Will a Missyee grow light be safe to use near wet soil or in a propagation dome?
It can be safer if it is kept dry and the wiring and socket are protected from splashes, but the key point is that you should not assume grow-specific electrical certification for the exact SKU. If you use it in a humid cabinet, prioritize drip protection and keep the driver area away from condensation, since thin housing and minimal heat shielding can be a concern.
Do Missyee grow lights ever include UV or white diodes, and does that make them more effective?
Some listings may add a small number of white or UV diodes, but effectiveness still hinges on total photon delivery to the canopy. Extra diodes do not automatically raise PPFD where you need it, especially across the full coverage area, so you should judge by measured output or credible horticultural specs rather than diode labels.
What should I check about warranties and returns before buying if the brand’s grow-light identity is unclear?
Treat Amazon returns as your primary safety net. Before purchase, verify that the listing is eligible for returns under Amazon’s policy, confirm the warranty terms apply to that exact model number, and note whether warranty support requires shipping the unit back. If certification or test data are missing, it is smarter to rely on return eligibility rather than expecting rapid manufacturer troubleshooting.
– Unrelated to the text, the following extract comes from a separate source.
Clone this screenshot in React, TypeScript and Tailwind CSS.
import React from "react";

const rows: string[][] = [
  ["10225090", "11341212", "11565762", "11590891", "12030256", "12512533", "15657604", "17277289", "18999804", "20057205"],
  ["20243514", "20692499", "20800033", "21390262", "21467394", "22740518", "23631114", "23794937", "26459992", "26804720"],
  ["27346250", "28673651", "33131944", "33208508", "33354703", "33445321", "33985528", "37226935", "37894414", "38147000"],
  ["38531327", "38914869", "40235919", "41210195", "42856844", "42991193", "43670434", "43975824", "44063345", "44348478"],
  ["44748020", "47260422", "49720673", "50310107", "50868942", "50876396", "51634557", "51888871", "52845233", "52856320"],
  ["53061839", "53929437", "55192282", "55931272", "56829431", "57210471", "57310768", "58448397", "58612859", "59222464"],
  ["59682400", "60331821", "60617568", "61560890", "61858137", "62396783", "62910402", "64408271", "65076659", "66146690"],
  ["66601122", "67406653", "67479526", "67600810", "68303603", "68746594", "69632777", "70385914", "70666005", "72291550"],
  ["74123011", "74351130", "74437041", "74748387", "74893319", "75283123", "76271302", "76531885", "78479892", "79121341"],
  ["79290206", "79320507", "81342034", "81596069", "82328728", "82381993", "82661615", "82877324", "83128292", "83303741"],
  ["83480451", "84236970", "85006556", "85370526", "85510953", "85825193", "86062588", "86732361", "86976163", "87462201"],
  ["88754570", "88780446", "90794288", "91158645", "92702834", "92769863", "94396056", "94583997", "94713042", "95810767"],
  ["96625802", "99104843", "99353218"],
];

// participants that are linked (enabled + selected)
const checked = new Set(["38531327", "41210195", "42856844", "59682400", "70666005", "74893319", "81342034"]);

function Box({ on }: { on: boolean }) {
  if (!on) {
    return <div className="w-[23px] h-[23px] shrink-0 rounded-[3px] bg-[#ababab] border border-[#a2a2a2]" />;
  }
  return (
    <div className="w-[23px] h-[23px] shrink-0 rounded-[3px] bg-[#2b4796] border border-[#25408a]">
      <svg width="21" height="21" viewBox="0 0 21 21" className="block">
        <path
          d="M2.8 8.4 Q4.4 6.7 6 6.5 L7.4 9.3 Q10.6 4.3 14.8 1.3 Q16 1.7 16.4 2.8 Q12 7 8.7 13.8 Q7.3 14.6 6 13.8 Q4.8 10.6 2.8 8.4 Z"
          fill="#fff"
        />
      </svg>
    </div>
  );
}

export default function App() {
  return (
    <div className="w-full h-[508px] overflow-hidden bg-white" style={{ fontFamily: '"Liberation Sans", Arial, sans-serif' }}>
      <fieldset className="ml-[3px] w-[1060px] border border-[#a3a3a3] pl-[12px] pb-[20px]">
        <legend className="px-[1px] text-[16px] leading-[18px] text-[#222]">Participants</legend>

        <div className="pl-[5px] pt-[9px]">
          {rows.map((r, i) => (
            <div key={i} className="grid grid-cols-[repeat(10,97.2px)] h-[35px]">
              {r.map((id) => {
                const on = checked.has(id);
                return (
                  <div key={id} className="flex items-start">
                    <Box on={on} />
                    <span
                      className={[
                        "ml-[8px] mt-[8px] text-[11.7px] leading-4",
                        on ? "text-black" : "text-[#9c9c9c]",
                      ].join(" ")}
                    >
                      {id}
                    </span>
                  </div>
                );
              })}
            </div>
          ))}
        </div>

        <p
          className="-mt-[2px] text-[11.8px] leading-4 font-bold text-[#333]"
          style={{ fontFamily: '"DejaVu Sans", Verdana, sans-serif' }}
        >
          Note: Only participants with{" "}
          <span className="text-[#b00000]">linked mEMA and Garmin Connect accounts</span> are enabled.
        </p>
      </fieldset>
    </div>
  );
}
How do I estimate electricity cost correctly for a small Missyee panel?
Use actual draw, not the marketing “equivalent” numbers if present. If the fixture is around 30 to 45W, then on a 12-hour photoperiod it is roughly 0.36 to 0.54 kWh per day. Multiply by your local $/kWh rate, and remember that electricity is usually not the deciding factor here, light performance is.
Is there any scenario where keeping a Missyee grow light longer than seedlings makes sense?
It can make sense for short, low-stakes cycles where you do not need high density or fast growth, for example keeping a small number of starts compact close to the panel. If you need quicker vegetative canopy expansion or any meaningful bloom yield, plan to upgrade once you outgrow the seedling stage.